Four days after security levels were raised over a possible terrorist attack, the Belgian capital remains on high alert — but schools, businesses and subway stations are reopening to the public.
Police and soldiers were standing guard as life in Brussels returns to something like normal, reports NPR's Ofeibea Quist-Arcton:
"After days of rain when commercial and public life almost came to a halt in Brussels, schools have reopened as blue skies struggle to burst through fluffy white clouds, despite a few droplets. About half of the city's metro stations are operating again and people are back at work.
"However, heavily-armed soldiers with machine guns and armoured vehicles patrolling the streets of Brussels are a stark reminder that the capital of the European Union remains on the highest alert."
Teri Schultz tells our Newscast unit that stringent security standards are in place as schools go back into session. Parents are barred from entering school grounds, and wave goodbye to their children from the sidewalk.
The environment of fear has affected some children: One boy told Teri he was "worried about bad guys coming into the school."
"Police officers are stationed all day at every school to make sure that can't happen," Teri says.
The elevated threat level is expected to remain in place through the beginning of next week as Belgian authorities continue to search for at least two key suspects.

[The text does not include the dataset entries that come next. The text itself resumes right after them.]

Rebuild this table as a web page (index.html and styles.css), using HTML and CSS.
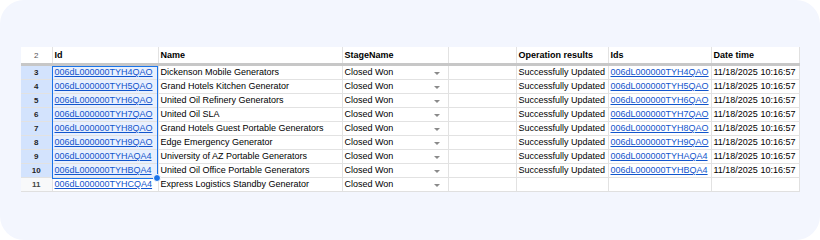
FILE: index.html
```html
<!DOCTYPE html>
<html>
<head>
<meta charset="utf-8">
<link rel="stylesheet" href="styles.css">
</head>
<body>
<div class="panel">
  <div class="sheet">
    <table class="grid">
      <colgroup>
        <col class="c-rn"><col class="c-id"><col class="c-name"><col class="c-stage"><col class="c-blank"><col class="c-op"><col class="c-ids"><col class="c-date">
      </colgroup>
      <thead>
        <tr class="hdr">
          <td class="rn">2</td><td>Id</td><td>Name</td><td>StageName</td><td></td><td>Operation results</td><td>Ids</td><td>Date time</td>
        </tr>
      </thead>
      <tbody>
        <tr class="sel"><td class="rn">3</td><td class="id"><a>006dL000000TYH4QAO</a></td><td>Dickenson Mobile Generators</td><td class="stage">Closed Won<span class="dd"></span></td><td></td><td>Successfully Updated</td><td><a>006dL000000TYH4QAO</a></td><td>11/18/2025 10:16:57</td></tr>
        <tr class="sel"><td class="rn">4</td><td class="id"><a>006dL000000TYH5QAO</a></td><td>Grand Hotels Kitchen Generator</td><td class="stage">Closed Won<span class="dd"></span></td><td></td><td>Successfully Updated</td><td><a>006dL000000TYH5QAO</a></td><td>11/18/2025 10:16:57</td></tr>
        <tr class="sel"><td class="rn">5</td><td class="id"><a>006dL000000TYH6QAO</a></td><td>United Oil Refinery Generators</td><td class="stage">Closed Won<span class="dd"></span></td><td></td><td>Successfully Updated</td><td><a>006dL000000TYH6QAO</a></td><td>11/18/2025 10:16:57</td></tr>
        <tr class="sel"><td class="rn">6</td><td class="id"><a>006dL000000TYH7QAO</a></td><td>United Oil SLA</td><td class="stage">Closed Won<span class="dd"></span></td><td></td><td>Successfully Updated</td><td><a>006dL000000TYH7QAO</a></td><td>11/18/2025 10:16:57</td></tr>
        <tr class="sel"><td class="rn">7</td><td class="id"><a>006dL000000TYH8QAO</a></td><td>Grand Hotels Guest Portable Generators</td><td class="stage">Closed Won<span class="dd"></span></td><td></td><td>Successfully Updated</td><td><a>006dL000000TYH8QAO</a></td><td>11/18/2025 10:16:57</td></tr>
        <tr class="sel"><td class="rn">8</td><td class="id"><a>006dL000000TYH9QAO</a></td><td>Edge Emergency Generator</td><td class="stage">Closed Won<span class="dd"></span></td><td></td><td>Successfully Updated</td><td><a>006dL000000TYH9QAO</a></td><td>11/18/2025 10:16:57</td></tr>
        <tr class="sel"><td class="rn">9</td><td class="id"><a>006dL000000TYHAQA4</a></td><td>University of AZ Portable Generators</td><td class="stage">Closed Won<span class="dd"></span></td><td></td><td>Successfully Updated</td><td><a>006dL000000TYHAQA4</a></td><td>11/18/2025 10:16:57</td></tr>
        <tr class="sel"><td class="rn">10</td><td class="id"><a>006dL000000TYHBQA4</a></td><td>United Oil Office Portable Generators</td><td class="stage">Closed Won<span class="dd"></span></td><td></td><td>Successfully Updated</td><td><a>006dL000000TYHBQA4</a></td><td>11/18/2025 10:16:57</td></tr>
        <tr><td class="rn">11</td><td><a>006dL000000TYHCQA4</a></td><td>Express Logistics Standby Generator</td><td class="stage">Closed Won<span class="dd"></span></td><td></td><td></td><td></td><td></td></tr>
      </tbody>
    </table>
    <div class="selbox"><span class="handle"></span></div>
  </div>
</div>
</body>
</html>
```
FILE: styles.css
```css
html, body {
  margin: 0;
  padding: 0;
  background: #ffffff;
}
.panel {
  width: 820px;
  height: 240px;
  background: #f3f6fe;
  border-radius: 24px;
  box-sizing: border-box;
  padding: 47px 0 0 21px;
}
.sheet {
  position: relative;
  width: 778px;
}
.grid {
  border-collapse: collapse;
  table-layout: fixed;
  width: 778px;
  font-family: "Liberation Sans", Arial, sans-serif;
  font-size: 9px;
  color: #000;
  background: #fff;
}
.c-rn { width: 31px; }
.c-id { width: 106px; }
.c-name { width: 184px; }
.c-stage { width: 106px; }
.c-blank { width: 68px; }
.c-op { width: 92px; }
.c-ids { width: 103px; }
.c-date { width: 88px; }
.grid td {
  height: 13px;
  padding: 0 2px;
  border: 1px solid #e2e2e2;
  white-space: nowrap;
  overflow: hidden;
  line-height: 13px;
  vertical-align: middle;
}
.grid .hdr td {
  height: 15px;
  line-height: 15px;
  padding-top: 1px;
  font-weight: bold;
  border-top: none;
  border-bottom: 3px solid #c7c7c7;
}
.grid td.rn {
  text-align: center;
  font-size: 8px;
  font-weight: bold;
  color: #444;
  background: #f8f9fa;
  border-left: none;
}
.grid .hdr td.rn {
  background: #fff;
  font-weight: normal;
  color: #555;
}
.grid tr.sel td.rn {
  background: #d3e3fd;
  color: #1f1f1f;
}
.grid tr.sel td.id {
  background: #e8f0fe;
}
.grid a {
  color: #1155cc;
  text-decoration: underline;
}
.grid td.stage {
  position: relative;
}
.dd {
  position: absolute;
  right: 8px;
  top: 6px;
  width: 0;
  height: 0;
  border-left: 3px solid transparent;
  border-right: 3px solid transparent;
  border-top: 3px solid #8a8a8a;
}
.grid tbody tr:last-child td {
  border-bottom: 1px solid #e0e0e0;
}
.grid td:last-child {
  border-right: 1px solid #e0e0e0;
}
.selbox {
  position: absolute;
  left: 31px;
  top: 19px;
  width: 106px;
  height: 113px;
  border: 1px solid #1a73e8;
  box-sizing: border-box;
  pointer-events: none;
}
.handle {
  position: absolute;
  right: -4px;
  bottom: -4px;
  width: 6px;
  height: 6px;
  border-radius: 50%;
  background: #1a73e8;
  border: 1px solid #fff;
}
```
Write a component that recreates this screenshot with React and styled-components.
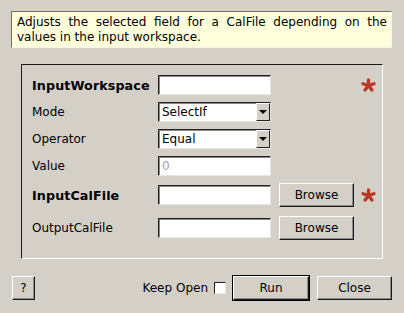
import styled, { createGlobalStyle } from 'styled-components';

const Global = createGlobalStyle`
  html, body { margin: 0; padding: 0; }
  body {
    background: #d4d0c8;
    font-family: "DejaVu Sans", "Liberation Sans", sans-serif;
    font-size: 12px;
    color: #000;
  }
`;

const Dialog = styled.div`
  width: 404px;
  height: 313px;
  box-sizing: border-box;
  padding: 11px 12px 0 11px;
  display: flex;
  flex-direction: column;
`;

const Hint = styled.div`
  height: 37px;
  box-sizing: border-box;
  padding: 3px 4px 0 5px;
  background: #ffffdc;
  border: 1px solid;
  border-color: #6e6e6e #f4f4ea #f4f4ea #6e6e6e;
  line-height: 15px;
`;

const HintLine = styled.span`
  display: block;
  text-align: ${p => (p.$justify ? 'justify' : 'left')};
  text-align-last: ${p => (p.$justify ? 'justify' : 'auto')};
`;

const Frame = styled.div`
  margin: 16px 9px 0 10px;
  height: 195px;
  box-sizing: border-box;
  border: 1px solid;
  border-color: #1a1a1a #fff #fff #1a1a1a;
  padding: 10px 0 0 10px;
  display: flex;
  flex-direction: column;
  gap: 7px;
`;

const Row = styled.div`
  display: grid;
  grid-template-columns: 126px 113px 8px 75px 6px 17px;
  align-items: center;
  height: ${p => p.$h || 20}px;
  margin-top: ${p => p.$mt || 0}px;
`;

const Label = styled.span`
  grid-column: 1;
  font-weight: ${p => (p.$bold ? 'bold' : 'normal')};
  font-size: ${p => (p.$bold ? '12.7px' : '12px')};
  letter-spacing: ${p => (p.$bold ? '0.1px' : '0')};
  white-space: nowrap;
`;

const Field = styled.div`
  grid-column: 2;
  height: 20px;
  box-sizing: border-box;
  background: #fff;
  border: 1px solid;
  border-color: #222 #e8e6e0 #e8e6e0 #222;
  box-shadow: inset 1px 1px 0 #888;
  display: flex;
  align-items: center;
  padding-left: 3px;
  color: ${p => (p.$disabled ? '#a4a4a4' : '#000')};
  position: relative;
`;

const DropButton = styled.div`
  position: absolute;
  right: 0;
  top: 0;
  bottom: 0;
  width: 14px;
  box-sizing: border-box;
  background: #d4d0c8;
  border: 1px solid;
  border-color: #fff #222 #222 #fff;
  display: flex;
  align-items: center;
  justify-content: center;
  &::after {
    content: '';
    border-left: 4px solid transparent;
    border-right: 4px solid transparent;
    border-top: 4px solid #000;
  }
`;

const Button = styled.div`
  grid-column: ${p => p.$col || 'auto'};
  width: ${p => p.$w}px;
  height: 24px;
  margin-left: ${p => p.$ml || 0}px;
  box-sizing: border-box;
  background: #d4d0c8;
  border: 1px solid;
  border-color: #fff #1a1a1a #1a1a1a #fff;
  box-shadow: inset -1px -1px 0 #8a8a8a;
  display: flex;
  align-items: center;
  justify-content: center;
  outline: ${p => (p.$default ? '1px solid #000' : 'none')};
`;

const Mark = styled.svg`
  grid-column: 6;
  width: 17px;
  height: 14px;
`;

const Footer = styled.div`
  margin-top: 17px;
  margin-left: 1px;
  display: flex;
  align-items: center;
`;

const Spacer = styled.div`
  flex: 1;
`;

const KeepLabel = styled.span`
  margin-right: 6px;
`;

const Check = styled.div`
  width: 12px;
  height: 12px;
  box-sizing: border-box;
  background: #fff;
  border: 1px solid;
  border-color: #222 #e8e6e0 #e8e6e0 #222;
  margin-right: 7px;
`;

const Required = () => (
  <Mark viewBox="0 0 17 14">
    <g stroke="#bb3726" strokeWidth="3.3" strokeLinecap="round" transform="translate(8.5 7.5)">
      {[-90, -18, 54, 126, 198].map(a => (
        <line
          key={a}
          x1="0"
          y1="0"
          x2={(5.8 * Math.cos((a * Math.PI) / 180)).toFixed(2)}
          y2={(5.6 * Math.sin((a * Math.PI) / 180)).toFixed(2)}
        />
      ))}
    </g>
  </Mark>
);

export default function App() {
  return (
    <>
      <Global />
      <Dialog>
        <Hint>
          <HintLine $justify>Adjusts the selected field for a CalFile depending on the</HintLine>
          <HintLine>values in the input workspace.</HintLine>
        </Hint>
        <Frame>
          <Row>
            <Label $bold>InputWorkspace</Label>
            <Field />
            <Required />
          </Row>
          <Row>
            <Label>Mode</Label>
            <Field>SelectIf<DropButton /></Field>
          </Row>
          <Row>
            <Label>Operator</Label>
            <Field>Equal<DropButton /></Field>
          </Row>
          <Row>
            <Label>Value</Label>
            <Field $disabled>0</Field>
          </Row>
          <Row $h={24}>
            <Label $bold>InputCalFile</Label>
            <Field />
            <Button $col={4} $w={75}>Browse</Button>
            <Required />
          </Row>
          <Row $h={24} $mt={2}>
            <Label>OutputCalFile</Label>
            <Field />
            <Button $col={4} $w={75}>Browse</Button>
          </Row>
        </Frame>
        <Footer>
          <Button $w={23}>?</Button>
          <Spacer />
          <KeepLabel>Keep Open</KeepLabel>
          <Check />
          <Button $w={76} $default>Run</Button>
          <Button $w={75} $ml={8}>Close</Button>
        </Footer>
      </Dialog>
    </>
  );
}
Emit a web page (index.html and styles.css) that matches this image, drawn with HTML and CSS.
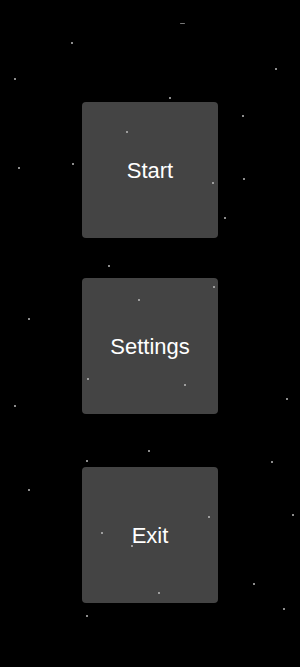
FILE: index.html
```html
<!DOCTYPE html>
<html lang="en">
<head>
    <meta charset="UTF-8">
    <meta name="viewport" content="width=device-width, initial-scale=1.0">
    <title>Menu</title>
    <link rel="stylesheet" href="styles.css">
</head>
<body>
    <!-- Main Menu -->
    <div class="menu">
        <button class="menu-btn">Start</button>
        <button class="menu-btn">Settings</button>
        <button class="menu-btn exit">Exit</button>
    </div>

    <!-- Star field drawn over everything -->
    <div class="stars">
        <span class="star dash" style="left:180px;top:23px"></span>
        <span class="star" style="left:71px;top:42px"></span>
        <span class="star" style="left:275px;top:68px"></span>
        <span class="star" style="left:14px;top:78px"></span>
        <span class="star" style="left:169px;top:97px"></span>
        <span class="star" style="left:242px;top:115px"></span>
        <span class="star" style="left:126px;top:131px"></span>
        <span class="star" style="left:72px;top:163px"></span>
        <span class="star" style="left:18px;top:167px"></span>
        <span class="star" style="left:243px;top:178px"></span>
        <span class="star" style="left:212px;top:182px"></span>
        <span class="star" style="left:224px;top:217px"></span>
        <span class="star" style="left:108px;top:265px"></span>
        <span class="star" style="left:213px;top:286px"></span>
        <span class="star" style="left:138px;top:299px"></span>
        <span class="star" style="left:28px;top:318px"></span>
        <span class="star" style="left:87px;top:378px"></span>
        <span class="star" style="left:184px;top:384px"></span>
        <span class="star" style="left:286px;top:398px"></span>
        <span class="star" style="left:14px;top:405px"></span>
        <span class="star" style="left:148px;top:450px"></span>
        <span class="star" style="left:86px;top:460px"></span>
        <span class="star" style="left:271px;top:461px"></span>
        <span class="star" style="left:28px;top:489px"></span>
        <span class="star" style="left:292px;top:514px"></span>
        <span class="star" style="left:208px;top:516px"></span>
        <span class="star" style="left:101px;top:532px"></span>
        <span class="star" style="left:131px;top:545px"></span>
        <span class="star" style="left:253px;top:583px"></span>
        <span class="star" style="left:158px;top:592px"></span>
        <span class="star" style="left:283px;top:608px"></span>
        <span class="star" style="left:86px;top:615px"></span>
    </div>
</body>
</html>
```

FILE: styles.css
```css
/* General Styling */
body, html {
    margin: 0;
    padding: 0;
    height: 100%;
    background: #000;
    font-family: "Liberation Sans", Arial, sans-serif;
    overflow: hidden;
}

/* Menu */
.menu {
    display: flex;
    flex-direction: column;
    align-items: center;
    gap: 40px;
    padding-top: 102px;
}

.menu-btn {
    width: 136px;
    height: 136px;
    display: flex;
    justify-content: center;
    align-items: center;
    background: #444;
    color: #fff;
    border: none;
    border-radius: 4px;
    font-family: inherit;
    font-size: 22px;
    padding: 2px 0 0;
    cursor: pointer;
}

.menu-btn.exit {
    margin-top: 13px;
}

/* Stars */
.stars {
    position: fixed;
    top: 0;
    left: 0;
    width: 100%;
    height: 100%;
    pointer-events: none;
}

.star {
    position: absolute;
    width: 2px;
    height: 2px;
    background: #bbb;
    border-radius: 1px;
}

.star.dash {
    width: 5px;
    height: 1px;
    background: #777;
}
```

Salah Abdeslam has been on the run since the Nov. 13 Paris attacks that killed 130 people and injured hundreds of others. Authorities believe the fugitive suspect rented cars and hotel rooms used by the Paris attackers. He was briefly stopped en route to Belgium after the attacks, but was released because police weren't aware at the time of his connection to the massacre.
On Tuesday, Belgian police announced that they are also seeking a man named Mohamed Abrini, who was seen with Abdeslam two days before the Paris attacks.